Bowen’s interest in all things Irish comes across in her reviews as well. She offers interesting analyses of the work of contemporaries such as O’Connor, Seán Ó Faoláin, Sean O’Casey and Mary Lavin, but also discusses sociological works, travel books, and memoirs about Ireland. Critical studies of Irish authors, like Sheridan Le Fanu, James Joyce, Jonathan Swift, and Charles Lever, offer her an opportunity to formulate her own thoughts about these writers. In an interesting review of a biography of Somerville and Ross, for instance, Bowen marvels at the superb achievements of these “interlocking creative imaginations”: “this was a literary miracle, plus something other. Result, a superb degree of accomplishment, a tremendous range” (379).

A final aspect that stands out for me in this collection is Bowen’s sustained attention to the work of women writers.

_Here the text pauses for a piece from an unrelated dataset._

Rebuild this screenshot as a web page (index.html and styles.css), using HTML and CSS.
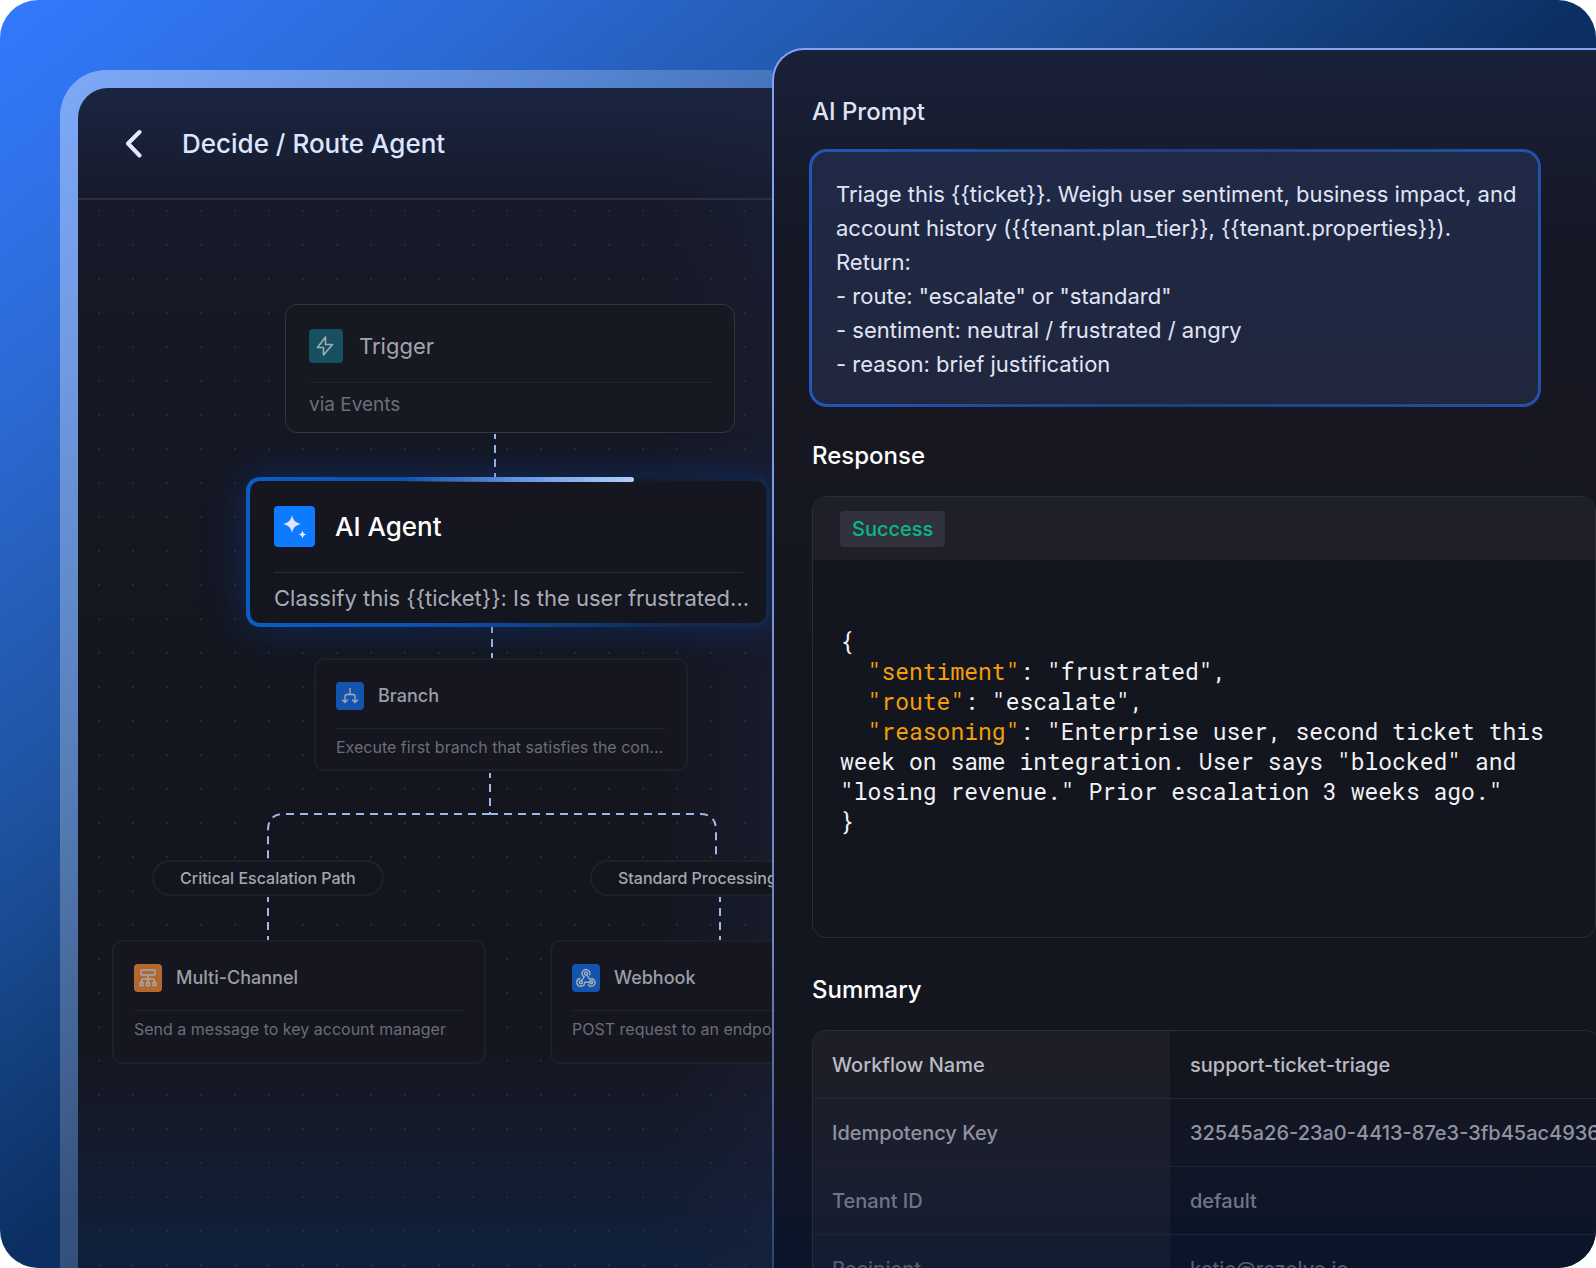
FILE: index.html
```html
<!DOCTYPE html>
<html lang="en">
<head>
    <meta charset="UTF-8">
    <meta name="viewport" content="width=device-width, initial-scale=1.0">
    <title>Decide / Route Agent</title>
    <link rel="stylesheet" href="styles.css">
</head>
<body>
    <main class="stage">

        <!-- Workflow window -->
        <section class="workflow">
            <div class="workflow-body">
                <header class="workflow-header">
                    <button class="back-btn" type="button" aria-label="Back">
                        <svg width="20" height="30" viewBox="0 0 20 30" fill="none" stroke="currentColor" stroke-width="4" stroke-linecap="round" stroke-linejoin="round">
                            <path d="M15.500 4 4 15.500 15.500 27.500"/>
                        </svg>
                    </button>
                    <h1>Decide / Route Agent</h1>
                </header>

                <div class="canvas">
                    <svg class="links" width="694" height="900" fill="none">
                        <g stroke="#9fb8e8" stroke-width="2" stroke-dasharray="8 6">
                            <path d="M417 234v43" stroke-dashoffset="3"/>
                            <path d="M414 427v32" stroke-dashoffset="2"/>
                            <path d="M412 573v41" stroke-dashoffset="3"/>
                            <path d="M412 614H206q-16 0-16 16v30"/>
                            <path d="M412 614h210q16 0 16 16v30"/>
                            <path d="M190 697v43" stroke-dashoffset="3"/>
                            <path d="M642 697v43" stroke-dashoffset="3"/>
                        </g>
                    </svg>

                    <article class="node node-trigger">
                        <div class="node-head">
                            <span class="node-icon teal">
                                <svg width="20" height="20" viewBox="0 0 20 20" fill="none" stroke="currentColor" stroke-width="1.6" stroke-linejoin="round">
                                    <path d="M9.500 1 1.500 11.500H7.500V19L16.500 8.500H9.500Z"/>
                                </svg>
                            </span>
                            <h2>Trigger</h2>
                        </div>
                        <p>via Events</p>
                    </article>

                    <article class="node node-agent">
                        <div class="node-head">
                            <span class="node-icon bright">
                                <svg width="40" height="40" viewBox="0 0 40 40" fill="#dfe6fb">
                                    <path d="M17 8c1.200 5.500 3.400 7.800 9 9-5.600 1.200-7.800 3.500-9 9-1.200-5.500-3.400-7.800-9-9 5.600-1.200 7.800-3.500 9-9z"/>
                                    <path d="M27.500 23.500c.6 2.500 1.500 3.400 4 4-2.500.6-3.400 1.500-4 4-.6-2.500-1.500-3.400-4-4 2.500-.6 3.400-1.500 4-4z"/>
                                </svg>
                            </span>
                            <h2>AI Agent</h2>
                        </div>
                        <p>Classify this {{ticket}}: Is the user frustrated...</p>
                    </article>

                    <article class="node node-small node-branch">
                        <div class="node-head">
                            <span class="node-icon blue">
                                <svg width="18" height="18" viewBox="0 0 18 18" fill="none" stroke="currentColor" stroke-width="1.400" stroke-linecap="round" stroke-linejoin="round">
                                    <path d="M9 1.500v6M4 15.500v-6q0-2 2-2h6q2 0 2 2v6M1.500 13 4 15.500 6.500 13M11.500 13l2.500 2.500 2.500-2.500"/>
                                </svg>
                            </span>
                            <h2>Branch</h2>
                        </div>
                        <p>Execute first branch that satisfies the con...</p>
                    </article>

                    <span class="pill pill-critical">Critical Escalation Path</span>
                    <span class="pill pill-standard">Standard Processing Path</span>

                    <article class="node node-small node-channel">
                        <div class="node-head">
                            <span class="node-icon orange">
                                <svg width="20" height="20" viewBox="0 0 20 20" fill="none" stroke="currentColor" stroke-width="1.400" stroke-linejoin="round">
                                    <rect x="3" y="2" width="14" height="5" rx="1"/>
                                    <path d="M10 7v7.500M3.500 14.500V13q0-2 2-2h9q2 0 2 2v1.500"/>
                                    <rect x="2" y="14.500" width="3.200" height="3.200" rx="1"/>
                                    <rect x="8.400" y="14.500" width="3.200" height="3.200" rx="1"/>
                                    <rect x="14.800" y="14.500" width="3.200" height="3.200" rx="1"/>
                                </svg>
                            </span>
                            <h2>Multi-Channel</h2>
                        </div>
                        <p>Send a message to key account manager</p>
                    </article>

                    <article class="node node-small node-webhook">
                        <div class="node-head">
                            <span class="node-icon blue">
                                <svg width="20" height="20" viewBox="0 0 20 20" fill="none" stroke="currentColor" stroke-width="1.400" stroke-linecap="round" stroke-linejoin="round">
                                    <circle cx="10" cy="5.500" r="1.500"/>
                                    <circle cx="4.800" cy="14.200" r="1.500"/>
                                    <circle cx="15.200" cy="14.200" r="1.500"/>
                                    <path d="M7.200 8.200a3.900 3.900 0 1 1 6.500-1.500M10.800 6.800l2.800 4.400a3.700 3.700 0 1 1-1.200 5.600M15 14.200H8.600a3.900 3.900 0 1 1-4.700-3.700M5.600 12.900l2.600-4.200"/>
                                </svg>
                            </span>
                            <h2>Webhook</h2>
                        </div>
                        <p>POST request to an endpoint</p>
                    </article>
                </div>
            </div>
        </section>

        <!-- Run details panel -->
        <section class="details">
            <label class="section-title" for="prompt">AI Prompt</label>
            <textarea id="prompt" class="prompt" rows="6" readonly>Triage this {{ticket}}. Weigh user sentiment, business impact, and account history ({{tenant.plan_tier}}, {{tenant.properties}}).
Return:
- route: "escalate" or "standard"
- sentiment: neutral / frustrated / angry
- reason: brief justification</textarea>

            <h2 class="section-title">Response</h2>
            <div class="response">
                <div class="response-header">
                    <span class="status">Success</span>
                </div>
                <pre class="code">{
  <span class="key">"sentiment"</span>: "frustrated",
  <span class="key">"route"</span>: "escalate",
  <span class="key">"reasoning"</span>: "Enterprise user, second ticket this week on same integration. User says "blocked" and "losing revenue." Prior escalation 3 weeks ago."
}</pre>
            </div>

            <h2 class="section-title">Summary</h2>
            <div class="summary">
                <table>
                    <tr><th scope="row">Workflow Name</th><td>support-ticket-triage</td></tr>
                    <tr><th scope="row">Idempotency Key</th><td>32545a26-23a0-4413-87e3-3fb45ac4936b</td></tr>
                    <tr><th scope="row">Tenant ID</th><td>default</td></tr>
                    <tr><th scope="row">Recipient</th><td>katie@rezolve.io</td></tr>
                </table>
            </div>
        </section>

    </main>
</body>
</html>
```

FILE: styles.css
```css
* {
    margin: 0;
    padding: 0;
    box-sizing: border-box;
}

body {
    background: #fff;
    font-family: Inter, "Liberation Sans", sans-serif;
}

.stage {
    display: grid;
    grid-template-columns: minmax(0, 772fr) minmax(0, 824fr);
    height: 100vh;
    overflow: hidden;
    border-radius: 38px;
    background: linear-gradient(to bottom right, #3379ff, #2b6ad4 16%, #1e529f 33%, #0b2f62 50%);
}

/* Workflow window */
.workflow {
    margin: 70px 0 0 60px;
    padding: 18px 0 0 18px;
    border-radius: 46px 0 0 0;
    background: linear-gradient(to bottom right, rgba(255, 255, 255, 0.38), rgba(255, 255, 255, 0.12) 60%);
    min-height: 0;
}

.workflow-body {
    display: flex;
    flex-direction: column;
    height: 100%;
    overflow: hidden;
    border-radius: 30px 0 0 0;
    background:
        linear-gradient(to right, rgba(28, 34, 60, 0) 84%, rgba(28, 34, 60, 0.4)),
        linear-gradient(#1b2543, #161a2a 110px, #161824 240px, #14161f 600px, #14161f 960px, #151a2b 1040px, #0f203c);
}

.workflow-header {
    display: flex;
    align-items: center;
    gap: 38px;
    flex: none;
    height: 112px;
    padding-left: 46px;
    border-bottom: 2px solid #2b2f3e;
}

.back-btn {
    display: flex;
    border: none;
    background: none;
    color: #e3eafd;
    cursor: pointer;
}

.workflow-header h1 {
    font-size: 26px;
    font-weight: 500;
    color: #dce6ff;
}

.canvas {
    position: relative;
    flex: 1;
    background: radial-gradient(circle, #262a35 1px, transparent 1px) 4px -6px / 34px 34px;
}

.links {
    position: absolute;
    top: 0;
    left: 0;
}

/* Nodes */
.node {
    position: absolute;
    border: 1px solid #34363f;
    border-radius: 12px;
    background: #161822;
    white-space: nowrap;
}

.node-head {
    display: flex;
    align-items: center;
    border-bottom: 1px solid #22242d;
}

.node h2 {
    font-weight: 500;
}

.node-icon {
    display: flex;
    align-items: center;
    justify-content: center;
    border-radius: 4px;
    color: #a3abba;
}

.teal {
    background: #175161;
}

.bright {
    background: #0d7bff;
}

.blue {
    background: #1354ae;
}

.orange {
    background: #b3682d;
}

.node-trigger {
    top: 104px;
    left: 207px;
    width: 450px;
    height: 129px;
    padding: 0 23px;
}

.node-trigger .node-head {
    gap: 16px;
    height: 78px;
    padding-top: 4px;
}

.node-trigger .node-icon {
    width: 34px;
    height: 34px;
}

.node-trigger h2 {
    font-size: 22px;
    font-weight: 400;
    color: #a3a4ad;
}

.node-trigger p {
    font-size: 19px;
    line-height: 43px;
    color: #6c6e78;
}

.node-agent {
    top: 277px;
    left: 168px;
    width: 524px;
    height: 150px;
    padding: 0 23px 0 24px;
    border: 4px solid transparent;
    border-radius: 14px;
    background:
        linear-gradient(#15161f, #14161f) padding-box,
        linear-gradient(to right, #0b5cc4, #0e4ea6 40%, #132a50 80%, #12274a) border-box;
    box-shadow: 0 0 44px rgba(10, 70, 180, 0.4);
}

/* progress light running along the top edge */
.node-agent::before {
    content: "";
    position: absolute;
    top: -4px;
    left: 150px;
    right: 132px;
    height: 5px;
    border-radius: 0 3px 3px 0;
    background: linear-gradient(to right, rgba(11, 92, 196, 0), #5f94e4 50%, #b3cffb);
}

.node-agent::after {
    content: "";
    position: absolute;
    top: -4px;
    right: 8px;
    width: 124px;
    height: 4px;
    background: linear-gradient(to right, #121c30, #122342);
}

.node-agent .node-head {
    gap: 20px;
    height: 92px;
    border-color: #2b2d36;
}

.node-agent .node-icon {
    width: 41px;
    height: 41px;
}

.node-agent h2 {
    font-size: 26px;
    color: #fff;
}

.node-agent p {
    font-size: 22px;
    line-height: 50px;
    color: #a9abb4;
}

.node-small {
    width: 374px;
    padding: 0 20px;
    border: 2px solid #1e2029;
    border-radius: 10px;
    background: #15161f;
}

.node-small .node-head {
    gap: 14px;
    height: 69px;
    padding-top: 3px;
}

.node-small .node-icon {
    width: 28px;
    height: 28px;
}

.node-small h2 {
    font-size: 18px;
    color: #9c9da6;
}

.node-small p {
    font-size: 16px;
    line-height: 36px;
    color: #6b6d77;
}

.node-branch {
    top: 458px;
    left: 236px;
    height: 113px;
}

.node-channel {
    top: 740px;
    left: 34px;
    height: 124px;
}

.node-webhook {
    top: 740px;
    left: 472px;
    height: 124px;
}

.pill {
    position: absolute;
    top: 660px;
    padding: 0 26px;
    border: 2px solid #1f212a;
    border-radius: 18px;
    background: #14161f;
    color: #a6a7af;
    font-size: 16px;
    font-weight: 500;
    line-height: 32px;
    white-space: nowrap;
}

.pill-critical {
    left: 74px;
}

.pill-standard {
    left: 512px;
}

/* Run details panel */
.details {
    margin-top: 48px;
    padding: 47px 0 0 38px;
    overflow: hidden;
    border: 2px solid transparent;
    border-right: none;
    border-bottom: none;
    border-radius: 32px 0 0 0;
    background:
        linear-gradient(#19213a, #151826 170px, #161721 360px, #14161f 620px, #14161f 1020px, #111627 1120px, #0a142a) padding-box,
        linear-gradient(#84a4f2, #7b9be8 400px, #6f84c0 900px, #2a4470) border-box;
}

.section-title {
    display: block;
    font-size: 24px;
    font-weight: 500;
    line-height: 30px;
    color: #fff;
}

label.section-title {
    color: #dfe4f6;
}

.prompt {
    display: block;
    width: calc(100% - 52px);
    height: 258px;
    margin: 22px 0 34px -3px;
    padding: 25px 12px 20px 24px;
    border: 3px solid transparent;
    border-radius: 18px;
    outline: none;
    resize: none;
    overflow: hidden;
    background:
        linear-gradient(#1f2946, #20263d) padding-box,
        linear-gradient(to right, #2455b8, #1f3f80 50%, #2450a8) border-box;
    color: #e0e5f5;
    font-family: inherit;
    font-size: 22px;
    line-height: 34px;
}

.response {
    height: 442px;
    margin: 25px 0 37px;
    overflow: hidden;
    border: 1px solid #2a2c36;
    border-radius: 14px;
    background: #14161f;
}

.response-header {
    display: flex;
    align-items: center;
    height: 63px;
    padding: 0 27px;
    background: #1e1f29;
}

.status {
    padding: 0 12px;
    border-radius: 4px;
    background: #31323d;
    color: #0bb783;
    font-size: 20px;
    font-weight: 500;
    line-height: 36px;
}

.code {
    padding: 66px 27px 0;
    color: #f1f2f5;
    font-family: "Roboto Mono", "Liberation Mono", monospace;
    font-size: 23px;
    line-height: 30px;
    white-space: pre-wrap;
}

.key {
    color: #f59e0b;
}

.summary {
    width: calc(100% + 4px);
    margin-top: 25px;
    overflow: hidden;
    border: 1px solid #2a2c36;
    border-radius: 14px;
}

table {
    width: 100%;
    table-layout: fixed;
    border-spacing: 0;
}

th,
td {
    height: 68px;
    padding: 1px 20px 0;
    border-bottom: 1px solid #282a34;
    font-size: 20px;
    font-weight: 500;
    text-align: left;
    white-space: nowrap;
}

th {
    width: 357px;
    padding-left: 19px;
    background: rgba(255, 240, 245, 0.04);
}

td {
    overflow: hidden;
}

tr {
    color: #b9bac2;
}

tr:nth-child(2) {
    color: #9193a0;
}

tr:nth-child(3) {
    color: #717585;
}

tr:nth-child(4) {
    color: #525a6e;
}

tr:nth-child(n + 2) > * {
    border-color: #1f2435;
}
```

At a time when women reviewers, editors, and publishers were a small minority in the publishing world and women writers struggled to get attention, Bowen’s affirmative reviews of the work of fellow women writers must have been very welcome indeed. Among her special favorites are Elizabeth Taylor, Ivy Compton-Burnett, and Rose Macaulay, but she also writes with admiration about the work of Katherine Anne Porter, Eudora Welty, and Vera Brittain. For one of Rebecca West’s novels, she reserves a more ambivalent kind of praise: “[t]he book as a book appears to me to have almost no imperfections; it rounds itself off, it is impossible to think beyond it. (I do not know whether this is a criticism or not.)” (52). 

As these brief extracts already suggest, The Weight of a World of Feeling is not just a treasure trove of information about Bowen’s work, her aesthetics, and twentieth-century literary life in general. It is also a truly enjoyable book which delights the reader on every page with Bowen’s sharp insights, witty phrases, and elegant erudition.